## PROBLEM TO SOLVE
Count every line that holds the string "picture", then give that number alone.

## INPUT FOR THIS TASK
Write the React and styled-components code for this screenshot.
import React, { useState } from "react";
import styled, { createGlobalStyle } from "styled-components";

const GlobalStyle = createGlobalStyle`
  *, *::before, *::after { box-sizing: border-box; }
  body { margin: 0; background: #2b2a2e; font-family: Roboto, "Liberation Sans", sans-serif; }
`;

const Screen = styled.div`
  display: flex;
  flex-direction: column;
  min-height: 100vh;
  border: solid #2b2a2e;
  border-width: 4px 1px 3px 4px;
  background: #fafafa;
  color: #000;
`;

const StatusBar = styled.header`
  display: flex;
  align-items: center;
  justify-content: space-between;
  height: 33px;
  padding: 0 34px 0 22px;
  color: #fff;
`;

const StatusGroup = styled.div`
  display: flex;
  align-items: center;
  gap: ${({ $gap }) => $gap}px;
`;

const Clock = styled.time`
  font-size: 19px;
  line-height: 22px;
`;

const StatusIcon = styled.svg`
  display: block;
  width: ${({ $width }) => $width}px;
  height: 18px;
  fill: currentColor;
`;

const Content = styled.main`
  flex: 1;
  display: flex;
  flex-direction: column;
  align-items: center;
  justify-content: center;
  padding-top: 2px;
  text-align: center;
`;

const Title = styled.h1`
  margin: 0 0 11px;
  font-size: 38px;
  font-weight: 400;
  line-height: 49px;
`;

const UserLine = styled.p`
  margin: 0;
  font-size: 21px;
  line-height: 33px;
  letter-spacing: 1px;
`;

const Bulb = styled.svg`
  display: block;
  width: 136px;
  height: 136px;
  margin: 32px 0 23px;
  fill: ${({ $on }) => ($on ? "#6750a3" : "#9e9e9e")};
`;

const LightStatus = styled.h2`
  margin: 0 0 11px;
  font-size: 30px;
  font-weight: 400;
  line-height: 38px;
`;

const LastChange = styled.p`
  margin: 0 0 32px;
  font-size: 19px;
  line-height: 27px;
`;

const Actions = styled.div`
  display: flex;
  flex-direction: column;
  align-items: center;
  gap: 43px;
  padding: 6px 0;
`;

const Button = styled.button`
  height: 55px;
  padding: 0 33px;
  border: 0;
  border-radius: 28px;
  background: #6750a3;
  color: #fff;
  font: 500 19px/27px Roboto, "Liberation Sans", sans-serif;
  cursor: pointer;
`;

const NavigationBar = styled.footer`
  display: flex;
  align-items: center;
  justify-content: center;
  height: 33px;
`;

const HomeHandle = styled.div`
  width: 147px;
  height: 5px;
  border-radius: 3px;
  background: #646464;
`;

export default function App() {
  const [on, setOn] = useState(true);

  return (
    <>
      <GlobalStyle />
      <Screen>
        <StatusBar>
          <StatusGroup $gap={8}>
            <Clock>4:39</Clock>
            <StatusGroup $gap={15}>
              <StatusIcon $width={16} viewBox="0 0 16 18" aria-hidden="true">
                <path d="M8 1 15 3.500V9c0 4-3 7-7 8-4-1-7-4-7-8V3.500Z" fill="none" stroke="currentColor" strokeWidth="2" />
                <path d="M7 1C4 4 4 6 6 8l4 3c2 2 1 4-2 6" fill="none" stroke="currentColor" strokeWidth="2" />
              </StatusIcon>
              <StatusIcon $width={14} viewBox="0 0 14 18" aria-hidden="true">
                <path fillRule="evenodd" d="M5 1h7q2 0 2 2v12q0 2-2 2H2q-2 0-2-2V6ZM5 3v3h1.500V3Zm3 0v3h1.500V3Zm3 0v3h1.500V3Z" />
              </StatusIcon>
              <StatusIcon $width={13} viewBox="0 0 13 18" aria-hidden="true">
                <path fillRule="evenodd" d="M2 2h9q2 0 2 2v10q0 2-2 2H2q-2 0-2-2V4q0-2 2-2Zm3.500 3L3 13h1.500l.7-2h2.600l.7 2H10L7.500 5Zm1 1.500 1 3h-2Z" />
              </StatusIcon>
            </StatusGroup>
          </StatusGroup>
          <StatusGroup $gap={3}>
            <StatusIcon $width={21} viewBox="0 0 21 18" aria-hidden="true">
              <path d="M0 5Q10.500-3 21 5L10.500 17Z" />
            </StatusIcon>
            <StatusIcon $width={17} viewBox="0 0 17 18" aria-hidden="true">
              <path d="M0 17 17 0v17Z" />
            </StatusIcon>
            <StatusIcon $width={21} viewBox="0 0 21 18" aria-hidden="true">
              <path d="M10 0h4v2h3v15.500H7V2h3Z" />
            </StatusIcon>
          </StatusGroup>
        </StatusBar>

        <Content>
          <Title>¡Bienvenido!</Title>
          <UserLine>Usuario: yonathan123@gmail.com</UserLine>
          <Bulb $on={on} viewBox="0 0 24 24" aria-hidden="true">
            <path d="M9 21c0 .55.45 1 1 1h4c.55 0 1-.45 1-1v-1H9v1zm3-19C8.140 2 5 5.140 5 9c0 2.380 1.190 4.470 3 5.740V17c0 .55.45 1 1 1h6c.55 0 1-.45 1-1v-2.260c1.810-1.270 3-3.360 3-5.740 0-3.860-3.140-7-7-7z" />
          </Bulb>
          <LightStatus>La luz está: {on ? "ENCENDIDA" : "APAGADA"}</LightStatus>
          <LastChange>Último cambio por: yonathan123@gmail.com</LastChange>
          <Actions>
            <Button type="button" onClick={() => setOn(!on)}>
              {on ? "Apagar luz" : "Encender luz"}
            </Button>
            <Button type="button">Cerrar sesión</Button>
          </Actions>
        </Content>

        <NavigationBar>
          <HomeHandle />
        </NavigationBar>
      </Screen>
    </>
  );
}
--
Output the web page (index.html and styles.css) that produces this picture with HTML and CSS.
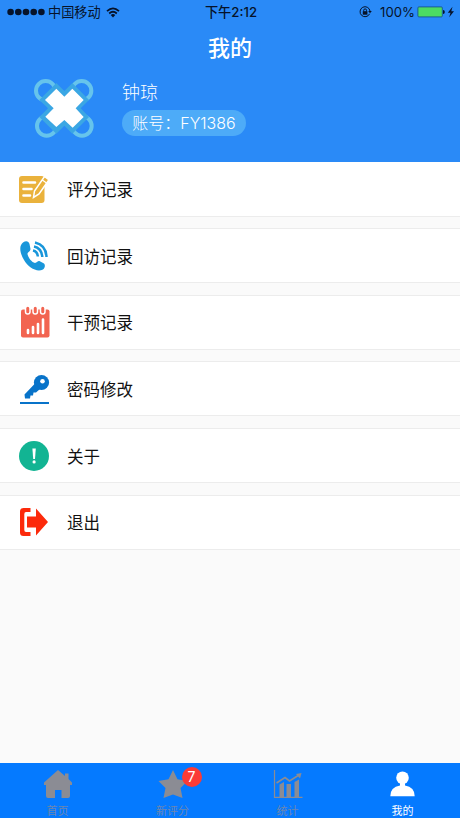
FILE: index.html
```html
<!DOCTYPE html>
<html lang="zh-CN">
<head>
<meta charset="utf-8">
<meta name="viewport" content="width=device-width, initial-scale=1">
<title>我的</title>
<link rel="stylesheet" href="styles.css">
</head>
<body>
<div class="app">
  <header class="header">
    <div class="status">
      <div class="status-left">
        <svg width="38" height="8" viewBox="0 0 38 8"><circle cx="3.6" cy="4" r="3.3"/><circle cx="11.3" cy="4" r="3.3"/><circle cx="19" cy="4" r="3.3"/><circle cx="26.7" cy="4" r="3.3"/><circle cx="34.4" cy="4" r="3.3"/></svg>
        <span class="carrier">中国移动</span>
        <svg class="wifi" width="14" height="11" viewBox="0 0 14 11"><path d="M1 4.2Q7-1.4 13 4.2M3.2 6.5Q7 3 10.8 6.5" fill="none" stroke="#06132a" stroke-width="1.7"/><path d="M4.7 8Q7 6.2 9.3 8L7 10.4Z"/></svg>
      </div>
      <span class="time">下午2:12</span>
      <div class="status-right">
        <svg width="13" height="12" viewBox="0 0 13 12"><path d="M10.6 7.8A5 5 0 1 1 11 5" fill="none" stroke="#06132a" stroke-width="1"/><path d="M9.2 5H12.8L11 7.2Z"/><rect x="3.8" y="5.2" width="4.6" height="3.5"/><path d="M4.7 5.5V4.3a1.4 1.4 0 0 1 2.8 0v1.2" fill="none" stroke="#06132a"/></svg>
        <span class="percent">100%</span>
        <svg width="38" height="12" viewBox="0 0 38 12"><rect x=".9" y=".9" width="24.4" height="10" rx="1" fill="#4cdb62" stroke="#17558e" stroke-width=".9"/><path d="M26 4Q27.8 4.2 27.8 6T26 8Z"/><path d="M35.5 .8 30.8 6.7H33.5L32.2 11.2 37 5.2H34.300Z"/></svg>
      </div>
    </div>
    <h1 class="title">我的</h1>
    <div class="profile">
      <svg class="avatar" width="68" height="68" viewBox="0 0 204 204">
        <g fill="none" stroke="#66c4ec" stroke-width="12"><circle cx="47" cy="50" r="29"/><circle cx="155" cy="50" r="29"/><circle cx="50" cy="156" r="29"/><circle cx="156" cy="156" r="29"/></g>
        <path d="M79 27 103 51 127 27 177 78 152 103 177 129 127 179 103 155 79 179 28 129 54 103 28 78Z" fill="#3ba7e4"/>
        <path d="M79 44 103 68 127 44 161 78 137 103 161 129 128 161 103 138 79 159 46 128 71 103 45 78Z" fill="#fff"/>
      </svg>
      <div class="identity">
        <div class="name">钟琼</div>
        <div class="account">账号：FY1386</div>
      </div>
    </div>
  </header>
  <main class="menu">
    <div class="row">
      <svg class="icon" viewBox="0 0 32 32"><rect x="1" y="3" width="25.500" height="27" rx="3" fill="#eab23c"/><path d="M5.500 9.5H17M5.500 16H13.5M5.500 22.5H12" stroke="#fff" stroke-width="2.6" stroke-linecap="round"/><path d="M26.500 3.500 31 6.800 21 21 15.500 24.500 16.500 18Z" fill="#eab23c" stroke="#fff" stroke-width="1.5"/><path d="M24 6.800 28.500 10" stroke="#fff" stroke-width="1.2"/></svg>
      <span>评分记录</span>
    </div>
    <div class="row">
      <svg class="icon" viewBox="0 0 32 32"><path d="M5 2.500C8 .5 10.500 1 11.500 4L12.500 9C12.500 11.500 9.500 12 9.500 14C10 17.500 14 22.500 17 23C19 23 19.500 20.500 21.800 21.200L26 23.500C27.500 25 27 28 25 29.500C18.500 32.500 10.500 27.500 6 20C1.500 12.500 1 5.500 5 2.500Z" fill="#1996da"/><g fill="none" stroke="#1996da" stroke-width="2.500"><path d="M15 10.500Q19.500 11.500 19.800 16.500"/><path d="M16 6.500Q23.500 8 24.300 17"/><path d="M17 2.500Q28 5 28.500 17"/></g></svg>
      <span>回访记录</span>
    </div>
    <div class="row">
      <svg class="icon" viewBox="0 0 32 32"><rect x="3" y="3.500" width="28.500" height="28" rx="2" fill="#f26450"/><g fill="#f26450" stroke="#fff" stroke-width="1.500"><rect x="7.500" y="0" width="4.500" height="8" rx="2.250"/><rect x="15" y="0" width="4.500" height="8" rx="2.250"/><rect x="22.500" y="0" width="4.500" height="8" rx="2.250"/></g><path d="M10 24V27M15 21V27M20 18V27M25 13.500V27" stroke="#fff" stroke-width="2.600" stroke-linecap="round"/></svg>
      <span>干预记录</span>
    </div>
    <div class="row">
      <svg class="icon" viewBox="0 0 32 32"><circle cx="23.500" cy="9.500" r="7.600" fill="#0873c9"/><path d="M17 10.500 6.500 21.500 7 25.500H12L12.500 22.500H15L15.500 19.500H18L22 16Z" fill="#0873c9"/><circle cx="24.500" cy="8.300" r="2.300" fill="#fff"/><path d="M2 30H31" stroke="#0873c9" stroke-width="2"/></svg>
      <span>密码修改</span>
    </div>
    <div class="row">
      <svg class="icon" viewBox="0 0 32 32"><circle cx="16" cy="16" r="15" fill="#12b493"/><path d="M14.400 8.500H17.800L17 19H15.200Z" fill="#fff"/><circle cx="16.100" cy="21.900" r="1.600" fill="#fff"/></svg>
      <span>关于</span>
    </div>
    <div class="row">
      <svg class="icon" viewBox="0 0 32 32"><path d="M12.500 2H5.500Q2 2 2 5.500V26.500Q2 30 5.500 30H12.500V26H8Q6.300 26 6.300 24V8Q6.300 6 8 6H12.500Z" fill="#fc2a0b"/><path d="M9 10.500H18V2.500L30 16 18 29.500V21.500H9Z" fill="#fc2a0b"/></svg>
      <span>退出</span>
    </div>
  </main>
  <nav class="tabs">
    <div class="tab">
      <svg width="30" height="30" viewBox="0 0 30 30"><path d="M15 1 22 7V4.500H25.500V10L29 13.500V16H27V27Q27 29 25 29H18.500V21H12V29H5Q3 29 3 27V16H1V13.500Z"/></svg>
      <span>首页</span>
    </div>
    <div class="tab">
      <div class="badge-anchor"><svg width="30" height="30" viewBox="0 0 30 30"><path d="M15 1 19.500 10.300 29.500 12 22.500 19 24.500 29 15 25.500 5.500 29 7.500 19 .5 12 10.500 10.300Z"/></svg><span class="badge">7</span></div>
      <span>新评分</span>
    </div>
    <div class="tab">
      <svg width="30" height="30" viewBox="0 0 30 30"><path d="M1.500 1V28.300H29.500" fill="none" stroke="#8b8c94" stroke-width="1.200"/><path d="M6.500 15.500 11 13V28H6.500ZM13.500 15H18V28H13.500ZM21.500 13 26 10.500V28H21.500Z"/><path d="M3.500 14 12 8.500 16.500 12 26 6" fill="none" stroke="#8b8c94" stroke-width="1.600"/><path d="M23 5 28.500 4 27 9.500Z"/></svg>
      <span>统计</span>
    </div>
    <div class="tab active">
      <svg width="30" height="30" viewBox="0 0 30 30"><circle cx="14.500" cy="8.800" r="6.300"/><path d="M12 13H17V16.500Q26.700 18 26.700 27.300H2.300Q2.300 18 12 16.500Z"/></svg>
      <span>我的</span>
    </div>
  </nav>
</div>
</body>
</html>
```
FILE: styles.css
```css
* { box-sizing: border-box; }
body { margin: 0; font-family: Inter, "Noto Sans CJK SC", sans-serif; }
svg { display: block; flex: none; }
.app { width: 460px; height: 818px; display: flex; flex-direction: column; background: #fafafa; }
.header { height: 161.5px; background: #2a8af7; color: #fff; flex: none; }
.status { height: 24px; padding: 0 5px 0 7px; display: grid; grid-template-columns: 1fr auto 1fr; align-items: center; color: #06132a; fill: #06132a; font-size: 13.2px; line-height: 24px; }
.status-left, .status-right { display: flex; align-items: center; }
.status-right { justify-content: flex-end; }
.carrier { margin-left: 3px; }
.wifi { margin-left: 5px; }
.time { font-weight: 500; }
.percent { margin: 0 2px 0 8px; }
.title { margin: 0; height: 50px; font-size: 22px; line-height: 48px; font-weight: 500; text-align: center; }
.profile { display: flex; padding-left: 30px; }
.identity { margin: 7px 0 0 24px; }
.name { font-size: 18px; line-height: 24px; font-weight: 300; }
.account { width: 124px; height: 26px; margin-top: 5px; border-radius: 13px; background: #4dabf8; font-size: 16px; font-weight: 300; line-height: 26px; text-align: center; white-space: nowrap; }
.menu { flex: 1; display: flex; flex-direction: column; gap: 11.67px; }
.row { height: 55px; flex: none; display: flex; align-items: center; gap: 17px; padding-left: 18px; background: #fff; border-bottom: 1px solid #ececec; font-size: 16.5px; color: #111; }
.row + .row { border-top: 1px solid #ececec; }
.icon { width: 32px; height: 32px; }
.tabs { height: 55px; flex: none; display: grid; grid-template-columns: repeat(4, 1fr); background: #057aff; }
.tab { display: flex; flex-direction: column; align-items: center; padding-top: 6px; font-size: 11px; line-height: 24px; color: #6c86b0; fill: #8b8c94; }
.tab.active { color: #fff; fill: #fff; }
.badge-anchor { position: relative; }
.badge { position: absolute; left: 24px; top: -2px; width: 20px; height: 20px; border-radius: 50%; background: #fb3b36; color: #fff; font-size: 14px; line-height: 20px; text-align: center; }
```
==
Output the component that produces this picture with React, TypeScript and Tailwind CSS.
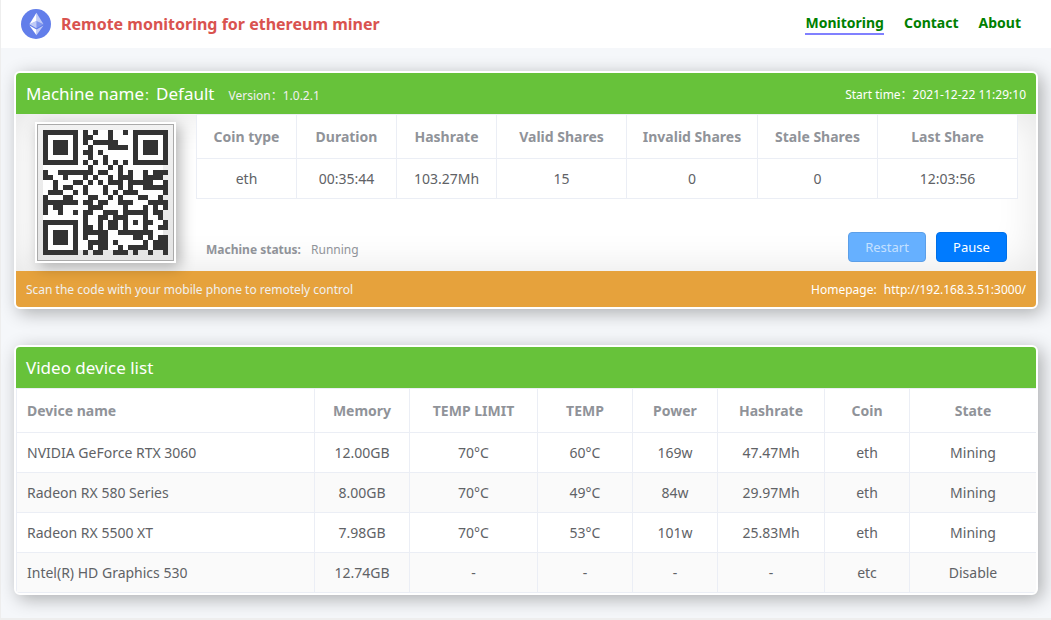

## TASK SOLUTION
2